Journal of Business and Industrial Marketing
School of Business and Law
© 2020, Emerald Publishing Limited. Purpose: The purpose of this paper is to examine the role of personal and inter-firm networks and the elements that contribute to the formation and management of these networks for regional small businesses. Design/methodology/approach: Semi-structured interviews were conducted with 20 small business owners located in regional areas. Findings: The findings highlight key characteristics of regional small business owners’ networks. Findings indicated that participants relied strongly on their personal networks for business purposes. This study shows that while personal networks adapted and changed into informal inter-firm networks, weak-tie relations within inter-firm networks were unlikely to develop into close personal networks. Novel findings also include a preference for “regional interactions” and included regular collaboration with local business competitors. Although the participants used social media to manage their business through personal networks, results confirmed there was a lack of awareness of the benefits of inter-firm networks with businesses outside the local region.
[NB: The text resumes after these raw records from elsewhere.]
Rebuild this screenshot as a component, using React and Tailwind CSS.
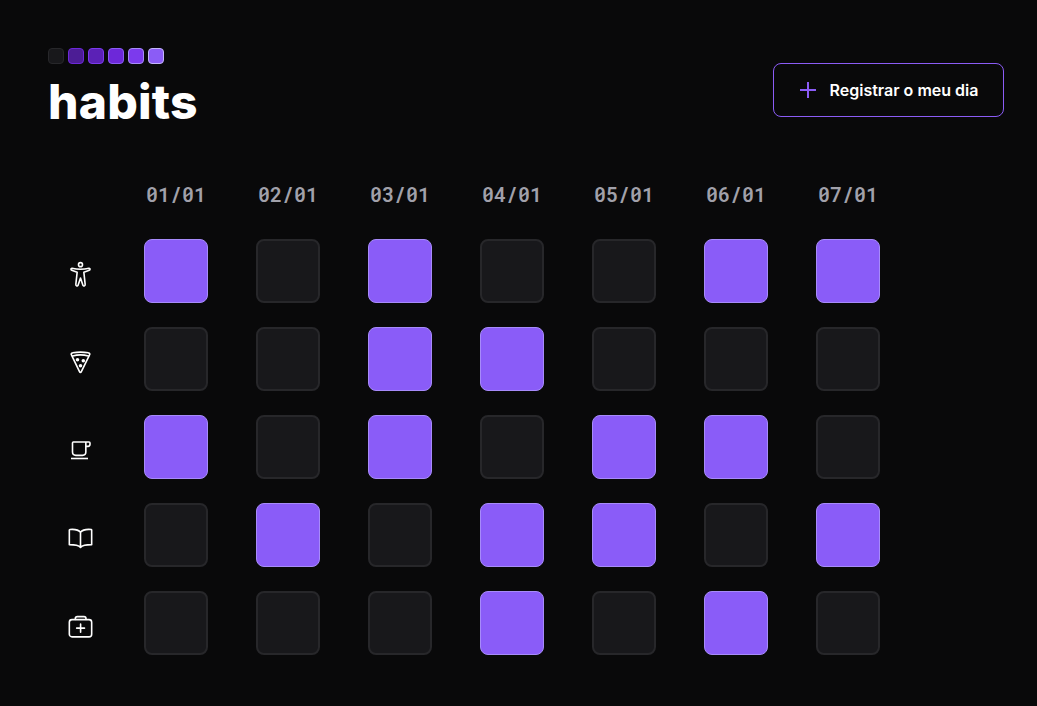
import React from "react";

const days = ["01/01", "02/01", "03/01", "04/01", "05/01", "06/01", "07/01"];

const icon = "block h-10 w-10 fill-none stroke-white";
const strokeProps = { strokeWidth: 4.8, strokeLinecap: "round", strokeLinejoin: "round" };

function PersonIcon() {
  return (
    <svg className={icon} viewBox="0 0 120 120" {...strokeProps}>
      <circle cx="61.5" cy="29" r="6" />
      <path d="M36 40C32 39.500 32 45 35 46L51.500 51.500L47.500 88C47 93 53 95 54.500 90L61.500 69L68.500 90C70 95 76 93 75.500 88L71.500 51.500L88 46C91 45 91 39.500 87 40C71 43.500 52 43.500 36 40Z" />
    </svg>
  );
}

function PizzaIcon() {
  return (
    <svg className={icon} viewBox="0 0 120 120" {...strokeProps}>
      <path d="M35 37C32 33 34 30 38 29.500C54 26.500 69 26.500 85 29.500C89 30 91 33 88 37L64 86C62.500 89 60 89 58.500 86Z" />
      <path d="M38 39C54 34.500 69 34.500 85 39" />
      <g className="fill-white stroke-none">
        <circle cx="52.500" cy="50" r="5.300" />
        <circle cx="70" cy="53" r="5.300" />
        <circle cx="61.500" cy="68" r="5.300" />
      </g>
    </svg>
  );
}

function CupIcon() {
  return (
    <svg className={icon} viewBox="0 3 120 120" {...strokeProps} strokeLinecap="butt">
      <path d="M37.500 39Q37.500 36 40 36H87Q90 36 90 39V43Q90 49 84 49H78M77.500 36V66Q77.500 76 67.500 76H47.500Q37.500 76 37.500 66V38" />
      <path d="M33 85.500H84" />
    </svg>
  );
}

function BookIcon() {
  return (
    <svg className={icon} viewBox="0 3 120 120" {...strokeProps}>
      <path d="M61.500 43C56 36 47 34 37 34Q28 34 28 36V80C42 80 54 80 61.500 88C69 80 81 80 95 80V36Q95 34 86 34C76 34 67 36 61.500 43ZM61.500 43V87" />
    </svg>
  );
}

function KitIcon() {
  return (
    <svg className={icon} viewBox="0 3 120 120" {...strokeProps}>
      <rect x="28" y="41" width="67" height="51.500" rx="8" />
      <path d="M46 40V38Q46 32 52 32H72Q78 32 78 38V40" />
      <path d="M50 66.500H73.500M61.800 54.500V78.500" />
    </svg>
  );
}

const habits = [
  { name: "exercise", Icon: PersonIcon, done: [1, 0, 1, 0, 0, 1, 1] },
  { name: "food", Icon: PizzaIcon, done: [0, 0, 1, 1, 0, 0, 0] },
  { name: "coffee", Icon: CupIcon, done: [1, 0, 1, 0, 1, 1, 0] },
  { name: "reading", Icon: BookIcon, done: [0, 1, 0, 1, 1, 0, 1] },
  { name: "health", Icon: KitIcon, done: [0, 0, 0, 1, 0, 1, 0] },
];

const levels = [
  "bg-zinc-900 border-zinc-800",
  "bg-[#4c1d95] border-[#6d28d9]",
  "bg-[#5b21b6] border-[#7c3aed]",
  "bg-[#6d28d9] border-[#8b5cf6]",
  "bg-[#7c3aed] border-[#a78bfa]",
  "bg-[#8b5cf6] border-[#c4b5fd]",
];

export default function App() {
  return (
    <main className="h-[706px] w-[1037px] overflow-hidden bg-[#09090a] pl-12 pt-12 font-['Inter',sans-serif] text-white">
      <header className="flex w-[956px] justify-between">
        <div>
          <div className="flex gap-1">
            {levels.map((level) => (
              <span key={level} className={`h-4 w-4 rounded-[4px] border ${level}`} />
            ))}
          </div>
          <h1 className="mt-[9px] text-[48px] font-extrabold leading-[58px] tracking-[0.2px]">habits</h1>
        </div>
        <button className="mt-[15px] flex h-[54px] w-[231px] items-center gap-[11.5px] rounded-lg border border-[#8b5cf6] pl-6 text-base font-semibold">
          <svg className="h-5 w-5 fill-none stroke-[#8b5cf6]" viewBox="0 0 20 20" strokeWidth="2">
            <path d="M2 10H18M10 2V18" />
          </svg>
          Registrar o meu dia
        </button>
      </header>
      <div className="mt-[49px] flex gap-12 pl-24">
        {days.map((day) => (
          <span key={day} className="w-16 text-center font-['Roboto_Mono','Liberation_Mono',monospace] text-xl font-semibold leading-7 text-[#a1a1aa]">
            {day}
          </span>
        ))}
      </div>
      <div className="mt-[31px] flex flex-col gap-6">
        {habits.map(({ name, Icon, done }) => (
          <div key={name} className="flex gap-8">
            <div className="flex h-16 w-16 justify-center pt-4"><Icon /></div>
            <div className="flex gap-12">
              {done.map((d, i) => (
                <span
                  key={i}
                  className={d ? "h-16 w-16 rounded-lg border border-[#a78bfa] bg-[#8a5cf8]" : "h-16 w-16 rounded-lg border-2 border-zinc-800 bg-zinc-900"}
                />
              ))}
            </div>
          </div>
        ))}
      </div>
    </main>
  );
}
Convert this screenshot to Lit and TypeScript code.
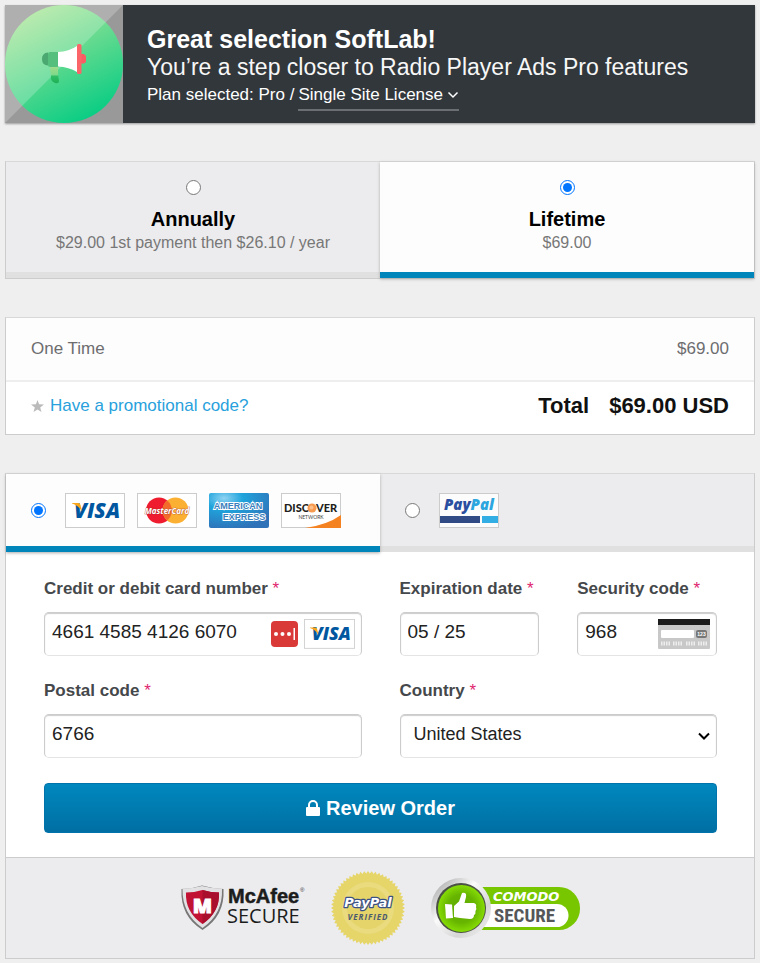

Originality/value: While it is acknowledged small business owners use personal and inter-firm connections to maintain and grow their business, there is a lack of research examining both of these networks in the same study. This research addresses this gap and presents five propositions as a useful direction for future research. This paper adds to the evolution of existing knowledge by expanding understanding of the formation of business networks and conditions of business trust relations within a regional context.